## WORK TO DO
Reproduce the full listing that appears beneath this instruction exactly.

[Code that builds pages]
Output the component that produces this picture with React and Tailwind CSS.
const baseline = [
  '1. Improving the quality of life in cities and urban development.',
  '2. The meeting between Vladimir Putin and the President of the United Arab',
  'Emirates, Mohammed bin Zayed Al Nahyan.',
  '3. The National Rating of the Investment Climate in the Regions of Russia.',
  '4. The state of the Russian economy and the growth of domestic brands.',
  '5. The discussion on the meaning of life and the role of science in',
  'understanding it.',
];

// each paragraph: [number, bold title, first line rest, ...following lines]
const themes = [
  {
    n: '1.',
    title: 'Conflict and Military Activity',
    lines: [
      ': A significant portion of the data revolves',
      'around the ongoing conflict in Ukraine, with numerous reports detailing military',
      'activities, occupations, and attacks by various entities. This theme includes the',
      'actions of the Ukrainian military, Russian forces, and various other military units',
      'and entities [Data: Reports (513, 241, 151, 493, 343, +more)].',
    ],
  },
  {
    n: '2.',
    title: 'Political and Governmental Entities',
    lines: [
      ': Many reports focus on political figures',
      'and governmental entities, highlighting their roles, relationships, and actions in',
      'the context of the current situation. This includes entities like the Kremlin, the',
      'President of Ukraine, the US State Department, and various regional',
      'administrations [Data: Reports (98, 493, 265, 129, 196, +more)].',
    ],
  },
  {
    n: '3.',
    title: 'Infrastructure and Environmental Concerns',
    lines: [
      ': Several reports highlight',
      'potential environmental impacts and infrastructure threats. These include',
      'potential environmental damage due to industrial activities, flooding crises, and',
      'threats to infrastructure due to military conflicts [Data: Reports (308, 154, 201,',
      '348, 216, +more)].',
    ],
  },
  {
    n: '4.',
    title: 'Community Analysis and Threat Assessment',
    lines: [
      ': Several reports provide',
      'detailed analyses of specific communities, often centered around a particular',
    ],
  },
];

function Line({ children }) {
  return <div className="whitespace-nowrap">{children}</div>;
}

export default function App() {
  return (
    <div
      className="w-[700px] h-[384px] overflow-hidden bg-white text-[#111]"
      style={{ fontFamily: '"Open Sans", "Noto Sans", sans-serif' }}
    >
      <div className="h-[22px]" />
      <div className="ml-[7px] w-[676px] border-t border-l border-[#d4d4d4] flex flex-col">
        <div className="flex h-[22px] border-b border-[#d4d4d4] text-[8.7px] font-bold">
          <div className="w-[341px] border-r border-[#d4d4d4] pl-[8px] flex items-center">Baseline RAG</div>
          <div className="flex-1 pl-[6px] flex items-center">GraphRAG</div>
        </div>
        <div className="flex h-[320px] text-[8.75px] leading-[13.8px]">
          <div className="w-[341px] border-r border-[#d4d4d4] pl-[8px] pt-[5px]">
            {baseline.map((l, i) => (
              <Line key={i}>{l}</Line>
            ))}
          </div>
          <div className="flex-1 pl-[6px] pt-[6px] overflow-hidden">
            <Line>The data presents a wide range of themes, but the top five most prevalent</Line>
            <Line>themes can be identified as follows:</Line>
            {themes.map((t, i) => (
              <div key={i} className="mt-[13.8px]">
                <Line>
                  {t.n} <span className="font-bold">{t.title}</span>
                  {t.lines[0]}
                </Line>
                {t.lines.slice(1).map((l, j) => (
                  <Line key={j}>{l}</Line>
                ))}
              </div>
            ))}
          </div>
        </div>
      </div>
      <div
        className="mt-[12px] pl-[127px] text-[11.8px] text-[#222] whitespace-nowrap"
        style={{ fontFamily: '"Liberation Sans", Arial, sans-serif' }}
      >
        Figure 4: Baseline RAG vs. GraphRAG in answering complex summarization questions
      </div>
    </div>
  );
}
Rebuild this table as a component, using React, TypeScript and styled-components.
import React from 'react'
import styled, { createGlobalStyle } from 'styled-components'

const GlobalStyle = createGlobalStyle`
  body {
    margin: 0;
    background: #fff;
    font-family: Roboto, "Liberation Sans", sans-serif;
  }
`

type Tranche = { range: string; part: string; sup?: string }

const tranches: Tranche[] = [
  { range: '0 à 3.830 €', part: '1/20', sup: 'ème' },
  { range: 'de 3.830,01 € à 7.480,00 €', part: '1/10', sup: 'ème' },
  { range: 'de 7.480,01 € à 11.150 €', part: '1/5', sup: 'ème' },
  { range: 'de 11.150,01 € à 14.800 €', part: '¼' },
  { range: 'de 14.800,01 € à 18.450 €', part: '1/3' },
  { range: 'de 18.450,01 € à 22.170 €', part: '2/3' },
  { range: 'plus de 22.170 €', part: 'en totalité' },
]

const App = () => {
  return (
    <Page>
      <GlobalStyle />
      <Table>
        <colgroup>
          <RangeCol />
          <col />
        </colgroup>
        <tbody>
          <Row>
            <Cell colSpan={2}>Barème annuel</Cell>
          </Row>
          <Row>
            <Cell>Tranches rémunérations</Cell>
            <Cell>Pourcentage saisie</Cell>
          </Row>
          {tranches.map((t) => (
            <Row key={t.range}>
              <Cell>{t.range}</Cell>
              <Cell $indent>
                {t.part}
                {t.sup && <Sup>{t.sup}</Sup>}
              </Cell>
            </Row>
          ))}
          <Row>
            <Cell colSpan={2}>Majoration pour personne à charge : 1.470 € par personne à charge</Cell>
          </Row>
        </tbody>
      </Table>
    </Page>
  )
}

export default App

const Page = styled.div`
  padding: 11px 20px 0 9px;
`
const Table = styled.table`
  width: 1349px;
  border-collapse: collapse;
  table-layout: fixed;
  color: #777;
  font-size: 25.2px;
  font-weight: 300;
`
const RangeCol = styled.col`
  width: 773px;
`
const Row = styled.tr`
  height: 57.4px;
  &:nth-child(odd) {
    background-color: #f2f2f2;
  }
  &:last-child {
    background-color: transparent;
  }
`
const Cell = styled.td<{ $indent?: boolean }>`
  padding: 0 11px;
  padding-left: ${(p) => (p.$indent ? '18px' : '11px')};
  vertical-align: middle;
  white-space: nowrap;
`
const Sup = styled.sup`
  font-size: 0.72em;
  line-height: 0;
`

## TASK SOLUTION
Output the component that produces this picture with React and Tailwind CSS.
const baseline = [
  '1. Improving the quality of life in cities and urban development.',
  '2. The meeting between Vladimir Putin and the President of the United Arab',
  'Emirates, Mohammed bin Zayed Al Nahyan.',
  '3. The National Rating of the Investment Climate in the Regions of Russia.',
  '4. The state of the Russian economy and the growth of domestic brands.',
  '5. The discussion on the meaning of life and the role of science in',
  'understanding it.',
];

// each paragraph: [number, bold title, first line rest, ...following lines]
const themes = [
  {
    n: '1.',
    title: 'Conflict and Military Activity',
    lines: [
      ': A significant portion of the data revolves',
      'around the ongoing conflict in Ukraine, with numerous reports detailing military',
      'activities, occupations, and attacks by various entities. This theme includes the',
      'actions of the Ukrainian military, Russian forces, and various other military units',
      'and entities [Data: Reports (513, 241, 151, 493, 343, +more)].',
    ],
  },
  {
    n: '2.',
    title: 'Political and Governmental Entities',
    lines: [
      ': Many reports focus on political figures',
      'and governmental entities, highlighting their roles, relationships, and actions in',
      'the context of the current situation. This includes entities like the Kremlin, the',
      'President of Ukraine, the US State Department, and various regional',
      'administrations [Data: Reports (98, 493, 265, 129, 196, +more)].',
    ],
  },
  {
    n: '3.',
    title: 'Infrastructure and Environmental Concerns',
    lines: [
      ': Several reports highlight',
      'potential environmental impacts and infrastructure threats. These include',
      'potential environmental damage due to industrial activities, flooding crises, and',
      'threats to infrastructure due to military conflicts [Data: Reports (308, 154, 201,',
      '348, 216, +more)].',
    ],
  },
  {
    n: '4.',
    title: 'Community Analysis and Threat Assessment',
    lines: [
      ': Several reports provide',
      'detailed analyses of specific communities, often centered around a particular',
    ],
  },
];

function Line({ children }) {
  return <div className="whitespace-nowrap">{children}</div>;
}

export default function App() {
  return (
    <div
      className="w-[700px] h-[384px] overflow-hidden bg-white text-[#111]"
      style={{ fontFamily: '"Open Sans", "Noto Sans", sans-serif' }}
    >
      <div className="h-[22px]" />
      <div className="ml-[7px] w-[676px] border-t border-l border-[#d4d4d4] flex flex-col">
        <div className="flex h-[22px] border-b border-[#d4d4d4] text-[8.7px] font-bold">
          <div className="w-[341px] border-r border-[#d4d4d4] pl-[8px] flex items-center">Baseline RAG</div>
          <div className="flex-1 pl-[6px] flex items-center">GraphRAG</div>
        </div>
        <div className="flex h-[320px] text-[8.75px] leading-[13.8px]">
          <div className="w-[341px] border-r border-[#d4d4d4] pl-[8px] pt-[5px]">
            {baseline.map((l, i) => (
              <Line key={i}>{l}</Line>
            ))}
          </div>
          <div className="flex-1 pl-[6px] pt-[6px] overflow-hidden">
            <Line>The data presents a wide range of themes, but the top five most prevalent</Line>
            <Line>themes can be identified as follows:</Line>
            {themes.map((t, i) => (
              <div key={i} className="mt-[13.8px]">
                <Line>
                  {t.n} <span className="font-bold">{t.title}</span>
                  {t.lines[0]}
                </Line>
                {t.lines.slice(1).map((l, j) => (
                  <Line key={j}>{l}</Line>
                ))}
              </div>
            ))}
          </div>
        </div>
      </div>
      <div
        className="mt-[12px] pl-[127px] text-[11.8px] text-[#222] whitespace-nowrap"
        style={{ fontFamily: '"Liberation Sans", Arial, sans-serif' }}
      >
        Figure 4: Baseline RAG vs. GraphRAG in answering complex summarization questions
      </div>
    </div>
  );
}
Rebuild this table as a component, using React, TypeScript and styled-components.
import React from 'react'
import styled, { createGlobalStyle } from 'styled-components'

const GlobalStyle = createGlobalStyle`
  body {
    margin: 0;
    background: #fff;
    font-family: Roboto, "Liberation Sans", sans-serif;
  }
`

type Tranche = { range: string; part: string; sup?: string }

const tranches: Tranche[] = [
  { range: '0 à 3.830 €', part: '1/20', sup: 'ème' },
  { range: 'de 3.830,01 € à 7.480,00 €', part: '1/10', sup: 'ème' },
  { range: 'de 7.480,01 € à 11.150 €', part: '1/5', sup: 'ème' },
  { range: 'de 11.150,01 € à 14.800 €', part: '¼' },
  { range: 'de 14.800,01 € à 18.450 €', part: '1/3' },
  { range: 'de 18.450,01 € à 22.170 €', part: '2/3' },
  { range: 'plus de 22.170 €', part: 'en totalité' },
]

const App = () => {
  return (
    <Page>
      <GlobalStyle />
      <Table>
        <colgroup>
          <RangeCol />
          <col />
        </colgroup>
        <tbody>
          <Row>
            <Cell colSpan={2}>Barème annuel</Cell>
          </Row>
          <Row>
            <Cell>Tranches rémunérations</Cell>
            <Cell>Pourcentage saisie</Cell>
          </Row>
          {tranches.map((t) => (
            <Row key={t.range}>
              <Cell>{t.range}</Cell>
              <Cell $indent>
                {t.part}
                {t.sup && <Sup>{t.sup}</Sup>}
              </Cell>
            </Row>
          ))}
          <Row>
            <Cell colSpan={2}>Majoration pour personne à charge : 1.470 € par personne à charge</Cell>
          </Row>
        </tbody>
      </Table>
    </Page>
  )
}

export default App

const Page = styled.div`
  padding: 11px 20px 0 9px;
`
const Table = styled.table`
  width: 1349px;
  border-collapse: collapse;
  table-layout: fixed;
  color: #777;
  font-size: 25.2px;
  font-weight: 300;
`
const RangeCol = styled.col`
  width: 773px;
`
const Row = styled.tr`
  height: 57.4px;
  &:nth-child(odd) {
    background-color: #f2f2f2;
  }
  &:last-child {
    background-color: transparent;
  }
`
const Cell = styled.td<{ $indent?: boolean }>`
  padding: 0 11px;
  padding-left: ${(p) => (p.$indent ? '18px' : '11px')};
  vertical-align: middle;
  white-space: nowrap;
`
const Sup = styled.sup`
  font-size: 0.72em;
  line-height: 0;
`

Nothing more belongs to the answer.